▶ [DATA LINES]:
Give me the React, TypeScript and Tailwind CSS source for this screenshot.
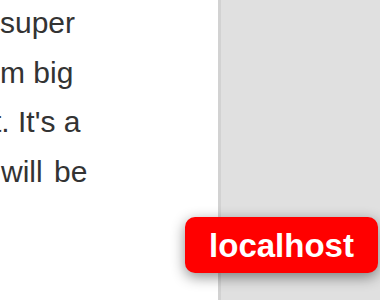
export default function App() {
  const lines = [
    { text: 'super', cls: 'ml-0' },
    { text: 'm big', cls: 'ml-0' },
    { text: 't. It\'s a', cls: '-ml-[7px]' },
    { text: 'will be', cls: 'ml-[1px] [word-spacing:3px]' },
  ];

  return (
    <div
      className="relative flex h-[300px] w-[380px] overflow-hidden"
      style={{ fontFamily: '"Liberation Sans", Arial, sans-serif' }}
    >
      <div className="w-[218px] shrink-0 overflow-hidden bg-white">
        <div className="-mt-[2px] text-[30px] leading-[49.6px] text-[#333333]">
          {lines.map((l, i) => (
            <div key={i} className={`whitespace-nowrap ${l.cls}`}>
              {l.text}
            </div>
          ))}
        </div>
      </div>
      <div className="flex-1 border-l-[3px] border-[#d2d2d2] bg-[#e0e0e0]" />

      <div className="absolute left-[185px] top-[217px] flex h-[56px] w-[193px] items-center justify-center rounded-[10px] bg-[#ff0000] shadow-[0_4px_14px_rgba(0,0,0,0.45)]">
        <span className="text-[33px] font-bold leading-none text-white">localhost</span>
      </div>
    </div>
  );
}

▶ [WHAT IS EXPECTED]: Without including any pictures, print all of the material exactly as given.

▶ [SOLUTION TO THIS TASK]:
Give me the React, TypeScript and Tailwind CSS source for this screenshot.
export default function App() {
  const lines = [
    { text: 'super', cls: 'ml-0' },
    { text: 'm big', cls: 'ml-0' },
    { text: 't. It\'s a', cls: '-ml-[7px]' },
    { text: 'will be', cls: 'ml-[1px] [word-spacing:3px]' },
  ];

  return (
    <div
      className="relative flex h-[300px] w-[380px] overflow-hidden"
      style={{ fontFamily: '"Liberation Sans", Arial, sans-serif' }}
    >
      <div className="w-[218px] shrink-0 overflow-hidden bg-white">
        <div className="-mt-[2px] text-[30px] leading-[49.6px] text-[#333333]">
          {lines.map((l, i) => (
            <div key={i} className={`whitespace-nowrap ${l.cls}`}>
              {l.text}
            </div>
          ))}
        </div>
      </div>
      <div className="flex-1 border-l-[3px] border-[#d2d2d2] bg-[#e0e0e0]" />

      <div className="absolute left-[185px] top-[217px] flex h-[56px] w-[193px] items-center justify-center rounded-[10px] bg-[#ff0000] shadow-[0_4px_14px_rgba(0,0,0,0.45)]">
        <span className="text-[33px] font-bold leading-none text-white">localhost</span>
      </div>
    </div>
  );
}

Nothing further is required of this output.